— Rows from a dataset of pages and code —

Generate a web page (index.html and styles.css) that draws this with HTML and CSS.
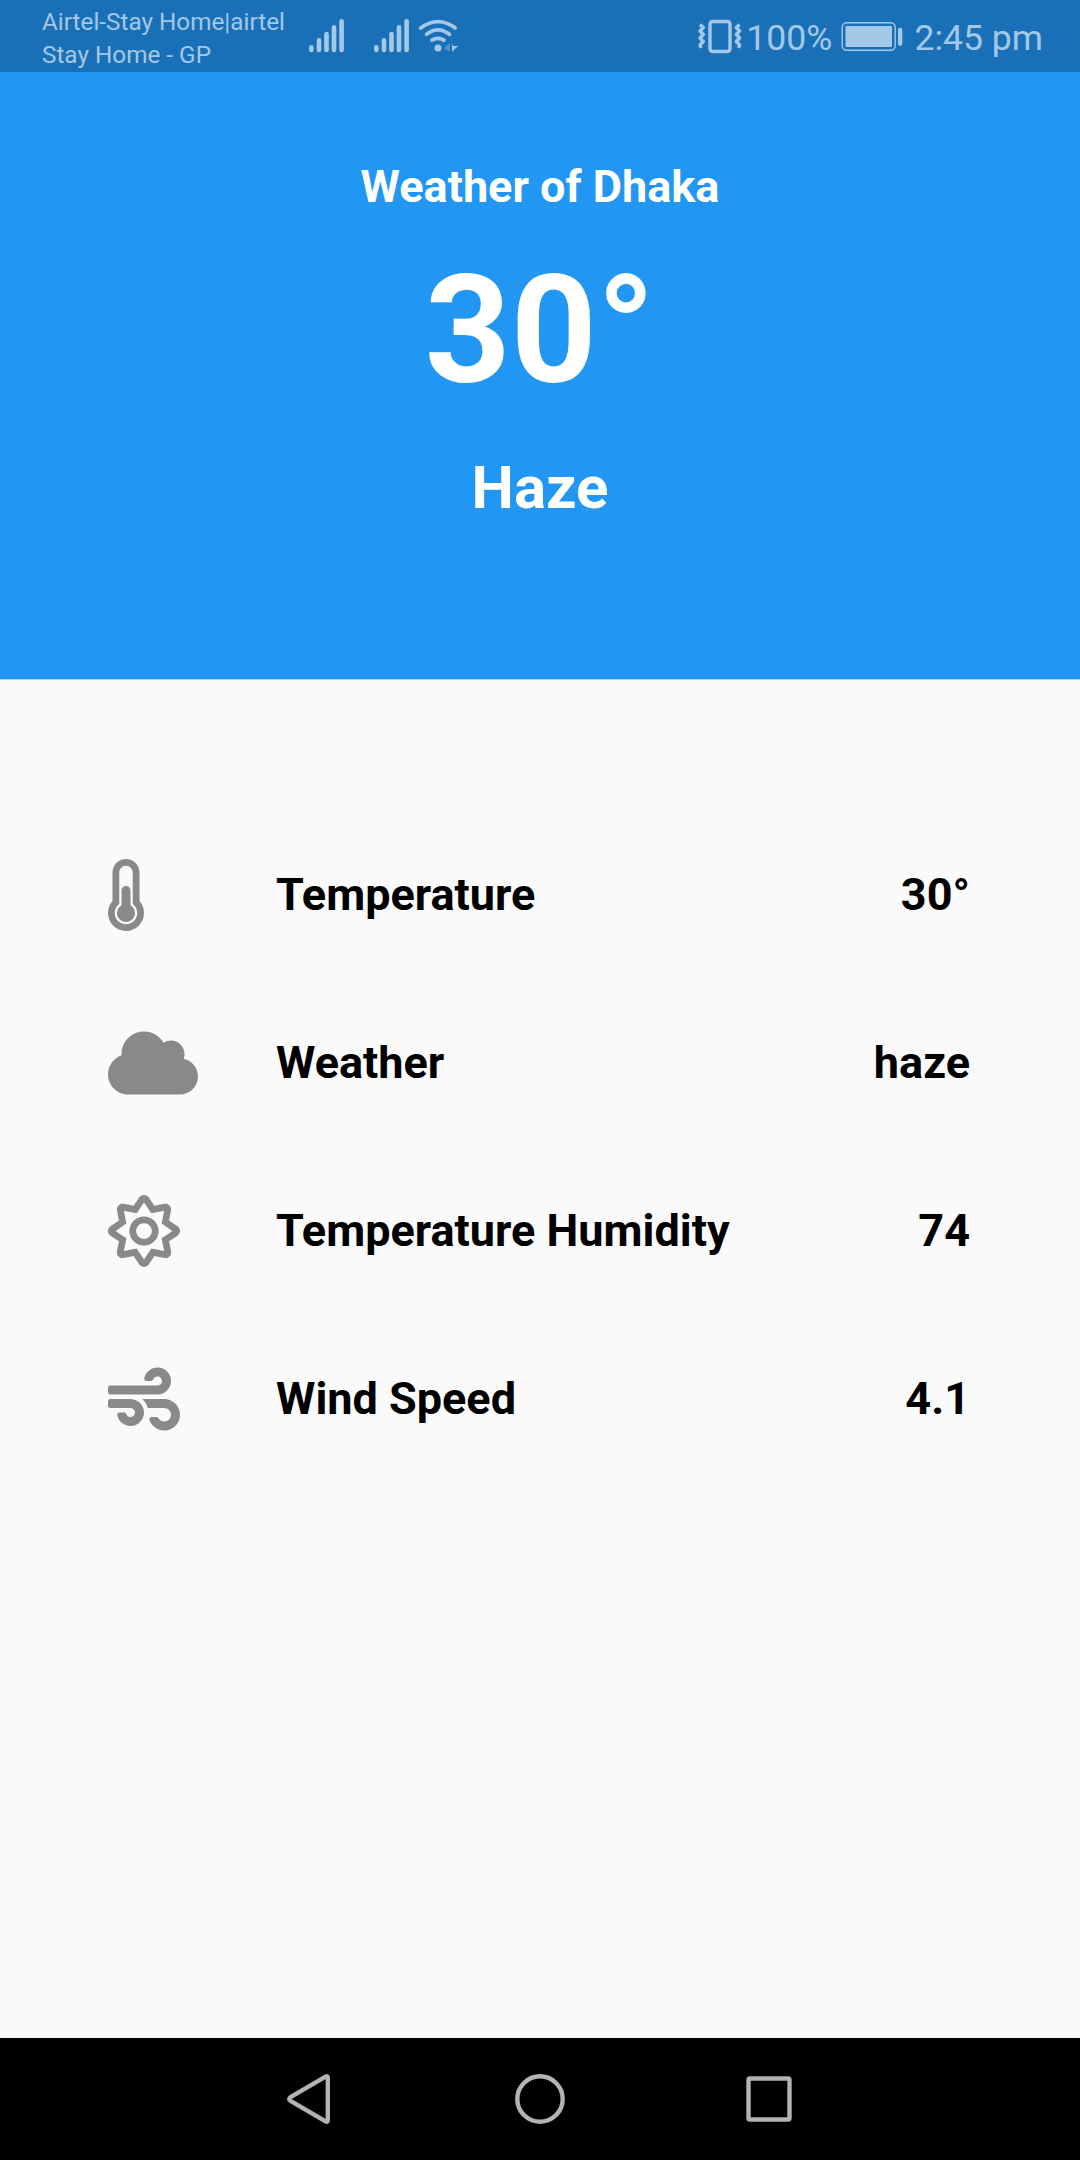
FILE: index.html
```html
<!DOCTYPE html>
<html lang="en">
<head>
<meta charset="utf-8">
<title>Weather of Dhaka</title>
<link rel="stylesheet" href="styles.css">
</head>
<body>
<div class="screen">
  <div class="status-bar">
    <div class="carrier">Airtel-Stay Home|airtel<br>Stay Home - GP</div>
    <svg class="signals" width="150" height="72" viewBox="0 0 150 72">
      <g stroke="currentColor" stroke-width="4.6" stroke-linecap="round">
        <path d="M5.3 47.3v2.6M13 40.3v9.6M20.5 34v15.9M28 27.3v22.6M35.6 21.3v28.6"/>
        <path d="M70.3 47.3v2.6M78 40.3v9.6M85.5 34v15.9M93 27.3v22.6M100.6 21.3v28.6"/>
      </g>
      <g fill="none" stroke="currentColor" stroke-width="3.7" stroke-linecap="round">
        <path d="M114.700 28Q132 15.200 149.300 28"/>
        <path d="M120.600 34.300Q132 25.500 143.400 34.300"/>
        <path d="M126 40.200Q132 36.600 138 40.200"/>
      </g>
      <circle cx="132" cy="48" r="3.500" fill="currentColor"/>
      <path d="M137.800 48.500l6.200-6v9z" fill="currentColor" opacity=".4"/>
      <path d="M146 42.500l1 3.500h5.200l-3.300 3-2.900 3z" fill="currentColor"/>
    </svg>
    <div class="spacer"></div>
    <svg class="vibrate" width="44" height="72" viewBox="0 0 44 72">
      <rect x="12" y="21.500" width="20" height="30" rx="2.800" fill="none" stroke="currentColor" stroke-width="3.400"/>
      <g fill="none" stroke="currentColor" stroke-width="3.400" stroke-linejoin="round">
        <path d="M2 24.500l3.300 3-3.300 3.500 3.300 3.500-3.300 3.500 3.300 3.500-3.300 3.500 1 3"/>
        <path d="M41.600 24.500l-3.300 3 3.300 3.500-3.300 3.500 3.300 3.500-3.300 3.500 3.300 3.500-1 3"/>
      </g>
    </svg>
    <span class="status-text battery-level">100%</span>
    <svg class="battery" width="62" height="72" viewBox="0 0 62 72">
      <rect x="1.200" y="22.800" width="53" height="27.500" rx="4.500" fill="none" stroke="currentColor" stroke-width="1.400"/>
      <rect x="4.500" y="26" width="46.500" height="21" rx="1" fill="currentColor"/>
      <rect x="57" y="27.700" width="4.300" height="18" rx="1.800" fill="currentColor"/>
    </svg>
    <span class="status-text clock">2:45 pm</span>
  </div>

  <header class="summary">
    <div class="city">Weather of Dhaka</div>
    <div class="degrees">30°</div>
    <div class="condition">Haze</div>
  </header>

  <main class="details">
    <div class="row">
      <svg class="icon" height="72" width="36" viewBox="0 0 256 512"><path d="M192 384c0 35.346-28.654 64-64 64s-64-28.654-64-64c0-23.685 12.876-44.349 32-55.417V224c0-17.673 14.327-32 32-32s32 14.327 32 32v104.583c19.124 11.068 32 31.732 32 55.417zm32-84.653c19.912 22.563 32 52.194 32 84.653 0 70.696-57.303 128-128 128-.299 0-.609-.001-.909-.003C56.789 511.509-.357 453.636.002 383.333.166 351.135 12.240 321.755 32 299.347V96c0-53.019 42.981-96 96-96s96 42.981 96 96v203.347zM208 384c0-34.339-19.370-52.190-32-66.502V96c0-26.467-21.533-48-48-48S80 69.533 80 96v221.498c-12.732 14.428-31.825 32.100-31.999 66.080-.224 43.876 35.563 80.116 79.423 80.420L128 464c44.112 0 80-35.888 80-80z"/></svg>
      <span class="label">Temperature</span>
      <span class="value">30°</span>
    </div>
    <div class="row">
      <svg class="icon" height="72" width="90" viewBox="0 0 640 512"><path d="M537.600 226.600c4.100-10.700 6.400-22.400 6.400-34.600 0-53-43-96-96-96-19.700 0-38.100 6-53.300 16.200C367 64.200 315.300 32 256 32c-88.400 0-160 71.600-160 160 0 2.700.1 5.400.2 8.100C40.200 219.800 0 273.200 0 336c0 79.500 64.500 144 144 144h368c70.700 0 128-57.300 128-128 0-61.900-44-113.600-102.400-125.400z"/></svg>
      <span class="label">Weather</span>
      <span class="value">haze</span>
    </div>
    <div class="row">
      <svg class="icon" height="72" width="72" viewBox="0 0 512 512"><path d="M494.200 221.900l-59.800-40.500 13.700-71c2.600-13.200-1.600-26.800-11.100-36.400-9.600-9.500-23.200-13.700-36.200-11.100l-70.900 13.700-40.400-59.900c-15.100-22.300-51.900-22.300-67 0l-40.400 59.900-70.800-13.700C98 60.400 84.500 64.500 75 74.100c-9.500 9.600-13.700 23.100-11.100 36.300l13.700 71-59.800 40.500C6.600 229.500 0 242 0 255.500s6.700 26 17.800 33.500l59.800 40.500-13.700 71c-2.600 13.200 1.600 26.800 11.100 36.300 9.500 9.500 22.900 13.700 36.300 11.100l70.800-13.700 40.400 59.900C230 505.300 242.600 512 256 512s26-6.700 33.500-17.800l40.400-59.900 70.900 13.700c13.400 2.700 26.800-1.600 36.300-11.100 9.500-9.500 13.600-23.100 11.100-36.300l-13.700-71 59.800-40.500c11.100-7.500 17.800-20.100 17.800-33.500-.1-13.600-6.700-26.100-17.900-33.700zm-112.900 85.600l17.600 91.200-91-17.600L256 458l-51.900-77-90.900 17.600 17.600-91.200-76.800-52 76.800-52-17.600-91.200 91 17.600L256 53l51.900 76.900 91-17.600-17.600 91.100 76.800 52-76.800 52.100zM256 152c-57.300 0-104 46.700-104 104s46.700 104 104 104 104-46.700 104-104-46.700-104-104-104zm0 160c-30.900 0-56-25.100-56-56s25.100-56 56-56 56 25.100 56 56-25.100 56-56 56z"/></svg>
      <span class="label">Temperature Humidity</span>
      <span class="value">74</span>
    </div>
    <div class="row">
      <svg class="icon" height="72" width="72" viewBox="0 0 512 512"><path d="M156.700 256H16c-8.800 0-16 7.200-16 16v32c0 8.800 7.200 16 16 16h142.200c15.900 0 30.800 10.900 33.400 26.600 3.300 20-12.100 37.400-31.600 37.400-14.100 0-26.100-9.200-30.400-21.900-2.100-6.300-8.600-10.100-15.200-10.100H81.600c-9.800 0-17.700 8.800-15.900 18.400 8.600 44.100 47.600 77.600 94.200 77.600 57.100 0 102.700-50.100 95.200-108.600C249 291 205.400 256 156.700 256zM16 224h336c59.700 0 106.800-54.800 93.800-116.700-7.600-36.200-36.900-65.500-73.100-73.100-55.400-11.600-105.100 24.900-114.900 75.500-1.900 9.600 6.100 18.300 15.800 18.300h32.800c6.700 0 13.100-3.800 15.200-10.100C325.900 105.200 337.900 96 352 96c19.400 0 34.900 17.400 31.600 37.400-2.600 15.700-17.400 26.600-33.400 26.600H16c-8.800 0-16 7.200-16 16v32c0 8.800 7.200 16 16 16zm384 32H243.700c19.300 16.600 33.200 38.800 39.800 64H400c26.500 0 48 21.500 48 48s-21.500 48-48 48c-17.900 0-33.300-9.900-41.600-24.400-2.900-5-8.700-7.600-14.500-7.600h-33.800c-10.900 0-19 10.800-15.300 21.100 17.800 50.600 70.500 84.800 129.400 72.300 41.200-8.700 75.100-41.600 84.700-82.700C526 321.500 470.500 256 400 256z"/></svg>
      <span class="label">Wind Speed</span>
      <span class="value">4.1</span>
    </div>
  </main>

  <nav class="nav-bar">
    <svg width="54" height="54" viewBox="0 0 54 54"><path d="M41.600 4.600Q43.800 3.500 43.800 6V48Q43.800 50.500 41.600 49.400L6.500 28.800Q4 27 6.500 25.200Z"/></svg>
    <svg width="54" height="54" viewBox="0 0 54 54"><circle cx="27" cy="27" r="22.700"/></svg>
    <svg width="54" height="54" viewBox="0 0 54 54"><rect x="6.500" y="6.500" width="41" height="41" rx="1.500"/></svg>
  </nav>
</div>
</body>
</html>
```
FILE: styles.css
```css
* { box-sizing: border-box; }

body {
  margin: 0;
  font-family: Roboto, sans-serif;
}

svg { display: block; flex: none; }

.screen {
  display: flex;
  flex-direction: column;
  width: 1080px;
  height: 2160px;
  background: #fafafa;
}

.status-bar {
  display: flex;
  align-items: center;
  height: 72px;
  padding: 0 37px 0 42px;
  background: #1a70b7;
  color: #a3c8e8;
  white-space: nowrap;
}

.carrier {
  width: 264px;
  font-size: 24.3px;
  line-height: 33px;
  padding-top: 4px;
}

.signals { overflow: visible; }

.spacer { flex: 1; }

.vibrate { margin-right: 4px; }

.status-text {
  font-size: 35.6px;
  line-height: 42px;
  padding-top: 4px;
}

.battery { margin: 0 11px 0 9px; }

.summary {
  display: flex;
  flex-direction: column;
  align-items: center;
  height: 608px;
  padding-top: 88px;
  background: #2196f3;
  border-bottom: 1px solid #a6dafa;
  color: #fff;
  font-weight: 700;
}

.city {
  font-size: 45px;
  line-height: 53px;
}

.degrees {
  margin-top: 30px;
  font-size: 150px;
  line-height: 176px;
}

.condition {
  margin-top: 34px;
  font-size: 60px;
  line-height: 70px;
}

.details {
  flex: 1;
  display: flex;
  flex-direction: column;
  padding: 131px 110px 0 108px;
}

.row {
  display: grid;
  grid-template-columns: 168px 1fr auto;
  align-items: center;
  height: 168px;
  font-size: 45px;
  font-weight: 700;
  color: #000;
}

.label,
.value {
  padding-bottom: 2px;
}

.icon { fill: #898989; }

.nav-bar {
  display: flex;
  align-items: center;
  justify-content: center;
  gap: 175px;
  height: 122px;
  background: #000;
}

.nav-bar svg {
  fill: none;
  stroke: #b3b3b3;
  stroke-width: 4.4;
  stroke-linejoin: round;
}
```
* * *
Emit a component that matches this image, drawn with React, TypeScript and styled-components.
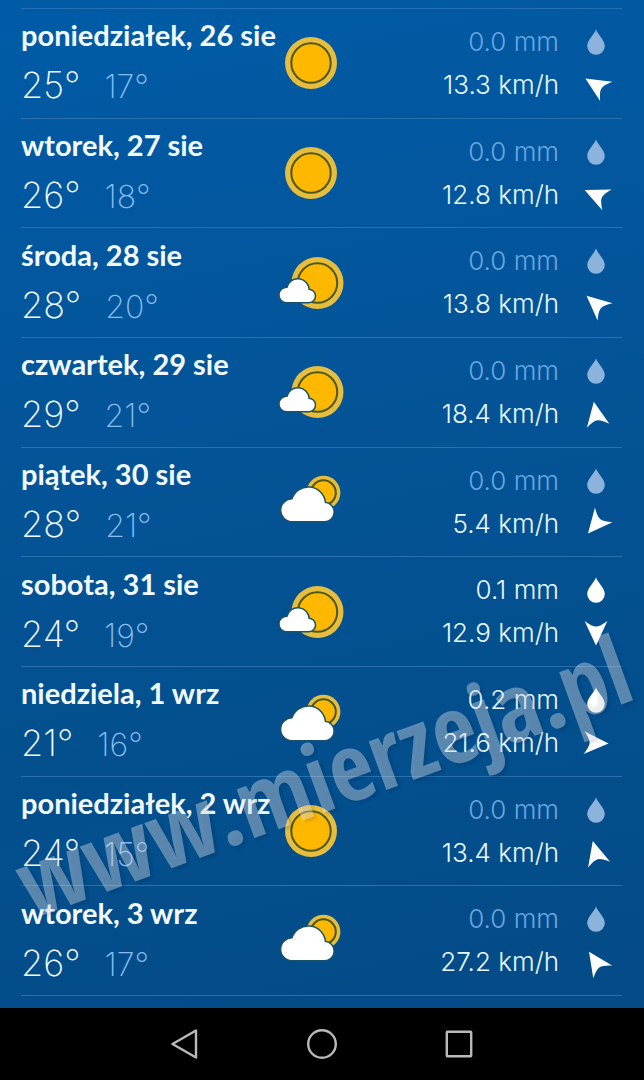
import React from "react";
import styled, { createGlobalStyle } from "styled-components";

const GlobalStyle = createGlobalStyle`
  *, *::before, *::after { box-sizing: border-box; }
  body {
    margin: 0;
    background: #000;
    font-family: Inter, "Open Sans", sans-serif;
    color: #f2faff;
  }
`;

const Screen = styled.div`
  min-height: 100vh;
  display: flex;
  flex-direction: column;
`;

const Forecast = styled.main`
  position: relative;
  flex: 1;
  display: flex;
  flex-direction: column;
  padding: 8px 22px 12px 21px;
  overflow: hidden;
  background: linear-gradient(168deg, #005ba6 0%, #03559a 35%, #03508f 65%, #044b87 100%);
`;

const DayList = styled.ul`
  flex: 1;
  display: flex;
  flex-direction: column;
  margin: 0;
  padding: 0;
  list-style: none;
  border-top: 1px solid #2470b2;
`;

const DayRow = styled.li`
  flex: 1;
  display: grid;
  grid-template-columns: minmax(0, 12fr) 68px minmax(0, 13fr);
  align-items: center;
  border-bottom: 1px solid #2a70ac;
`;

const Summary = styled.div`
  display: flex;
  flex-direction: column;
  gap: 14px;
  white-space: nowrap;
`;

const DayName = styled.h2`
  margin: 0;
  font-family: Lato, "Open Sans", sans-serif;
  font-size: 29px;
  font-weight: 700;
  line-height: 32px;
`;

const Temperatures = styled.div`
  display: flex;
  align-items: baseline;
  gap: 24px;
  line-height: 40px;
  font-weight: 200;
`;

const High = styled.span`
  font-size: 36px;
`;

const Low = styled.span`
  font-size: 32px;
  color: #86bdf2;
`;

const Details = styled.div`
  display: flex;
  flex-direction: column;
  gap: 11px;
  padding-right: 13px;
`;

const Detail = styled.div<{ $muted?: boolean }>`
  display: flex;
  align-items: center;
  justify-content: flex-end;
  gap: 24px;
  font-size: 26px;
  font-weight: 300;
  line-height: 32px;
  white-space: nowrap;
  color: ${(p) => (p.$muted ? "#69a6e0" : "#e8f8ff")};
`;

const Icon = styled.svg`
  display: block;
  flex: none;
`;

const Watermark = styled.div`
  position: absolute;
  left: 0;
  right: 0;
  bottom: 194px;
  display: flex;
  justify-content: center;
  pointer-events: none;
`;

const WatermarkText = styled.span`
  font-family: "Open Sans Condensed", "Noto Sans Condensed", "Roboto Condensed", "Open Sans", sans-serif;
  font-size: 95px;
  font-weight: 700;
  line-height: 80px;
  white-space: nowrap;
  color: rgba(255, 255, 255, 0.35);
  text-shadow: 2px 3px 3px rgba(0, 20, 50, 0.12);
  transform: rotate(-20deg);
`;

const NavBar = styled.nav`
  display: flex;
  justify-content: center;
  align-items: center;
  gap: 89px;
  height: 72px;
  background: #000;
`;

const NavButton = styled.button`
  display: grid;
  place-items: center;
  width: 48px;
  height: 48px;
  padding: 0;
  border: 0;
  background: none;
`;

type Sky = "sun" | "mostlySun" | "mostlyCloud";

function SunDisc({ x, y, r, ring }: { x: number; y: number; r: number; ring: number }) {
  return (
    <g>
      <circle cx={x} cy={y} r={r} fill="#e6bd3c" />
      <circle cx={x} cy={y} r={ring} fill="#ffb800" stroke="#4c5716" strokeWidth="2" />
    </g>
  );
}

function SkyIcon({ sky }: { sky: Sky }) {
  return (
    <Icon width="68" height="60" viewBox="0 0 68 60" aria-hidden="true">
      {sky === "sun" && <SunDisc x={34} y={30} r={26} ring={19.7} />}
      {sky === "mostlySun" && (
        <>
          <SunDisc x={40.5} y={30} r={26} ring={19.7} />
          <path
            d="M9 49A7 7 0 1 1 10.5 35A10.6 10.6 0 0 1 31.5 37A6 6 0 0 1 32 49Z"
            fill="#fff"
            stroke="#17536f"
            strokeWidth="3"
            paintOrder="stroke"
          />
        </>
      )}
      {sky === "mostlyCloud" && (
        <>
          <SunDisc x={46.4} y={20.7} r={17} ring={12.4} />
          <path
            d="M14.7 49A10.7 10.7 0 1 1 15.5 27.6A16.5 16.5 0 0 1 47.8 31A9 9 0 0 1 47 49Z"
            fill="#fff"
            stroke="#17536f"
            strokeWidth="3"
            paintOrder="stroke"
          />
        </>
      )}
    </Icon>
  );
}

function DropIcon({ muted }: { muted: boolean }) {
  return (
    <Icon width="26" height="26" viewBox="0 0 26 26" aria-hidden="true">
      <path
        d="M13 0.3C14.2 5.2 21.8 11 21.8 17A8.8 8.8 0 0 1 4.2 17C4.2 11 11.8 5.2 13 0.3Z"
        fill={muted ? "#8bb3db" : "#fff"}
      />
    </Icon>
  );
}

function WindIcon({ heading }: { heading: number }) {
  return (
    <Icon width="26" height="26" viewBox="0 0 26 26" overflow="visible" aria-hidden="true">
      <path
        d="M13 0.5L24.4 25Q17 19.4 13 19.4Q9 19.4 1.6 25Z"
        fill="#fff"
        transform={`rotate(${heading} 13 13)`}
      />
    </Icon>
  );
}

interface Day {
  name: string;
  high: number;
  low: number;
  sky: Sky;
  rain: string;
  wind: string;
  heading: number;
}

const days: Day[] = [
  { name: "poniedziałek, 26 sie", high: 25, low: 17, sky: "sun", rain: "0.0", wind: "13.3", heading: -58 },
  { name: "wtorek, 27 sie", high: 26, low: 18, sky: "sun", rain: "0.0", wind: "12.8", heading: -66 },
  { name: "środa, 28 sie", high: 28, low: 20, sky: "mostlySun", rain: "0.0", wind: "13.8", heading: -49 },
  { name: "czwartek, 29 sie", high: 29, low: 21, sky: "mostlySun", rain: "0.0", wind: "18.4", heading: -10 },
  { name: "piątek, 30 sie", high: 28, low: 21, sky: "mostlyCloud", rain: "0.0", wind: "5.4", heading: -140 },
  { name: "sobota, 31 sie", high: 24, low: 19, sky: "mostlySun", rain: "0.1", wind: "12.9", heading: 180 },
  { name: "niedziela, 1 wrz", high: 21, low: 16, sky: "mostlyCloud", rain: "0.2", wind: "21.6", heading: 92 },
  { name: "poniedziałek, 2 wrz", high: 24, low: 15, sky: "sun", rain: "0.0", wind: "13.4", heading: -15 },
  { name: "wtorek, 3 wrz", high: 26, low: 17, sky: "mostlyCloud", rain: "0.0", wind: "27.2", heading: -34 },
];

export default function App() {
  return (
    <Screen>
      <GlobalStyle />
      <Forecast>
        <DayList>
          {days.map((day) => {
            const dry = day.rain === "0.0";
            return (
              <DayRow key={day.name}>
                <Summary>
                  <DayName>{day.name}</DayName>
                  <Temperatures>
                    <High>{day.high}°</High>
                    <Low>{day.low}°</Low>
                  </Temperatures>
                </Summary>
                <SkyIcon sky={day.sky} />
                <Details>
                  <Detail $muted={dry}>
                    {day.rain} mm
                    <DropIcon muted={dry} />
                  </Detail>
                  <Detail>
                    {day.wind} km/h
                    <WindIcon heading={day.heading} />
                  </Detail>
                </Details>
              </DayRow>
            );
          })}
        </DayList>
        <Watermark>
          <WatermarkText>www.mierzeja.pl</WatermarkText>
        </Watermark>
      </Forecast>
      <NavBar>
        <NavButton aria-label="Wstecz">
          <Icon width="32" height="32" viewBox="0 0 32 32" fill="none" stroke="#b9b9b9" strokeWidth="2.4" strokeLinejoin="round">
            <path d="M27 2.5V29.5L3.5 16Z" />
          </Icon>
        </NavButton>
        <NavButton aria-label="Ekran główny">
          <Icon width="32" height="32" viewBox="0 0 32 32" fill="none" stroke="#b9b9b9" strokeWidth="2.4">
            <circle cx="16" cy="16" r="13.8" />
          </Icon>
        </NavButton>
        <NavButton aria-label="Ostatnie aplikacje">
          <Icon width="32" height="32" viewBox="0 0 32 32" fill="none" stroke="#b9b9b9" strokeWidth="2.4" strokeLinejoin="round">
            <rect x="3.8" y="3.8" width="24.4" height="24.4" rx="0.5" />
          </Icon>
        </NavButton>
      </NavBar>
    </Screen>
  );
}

— Goal of the exercise —
Copy all lines in the listing above where the string "with" appears.

— Result for this task —
Generate a web page (index.html and styles.css) that draws this with HTML and CSS.
Emit a component that matches this image, drawn with React, TypeScript and styled-components.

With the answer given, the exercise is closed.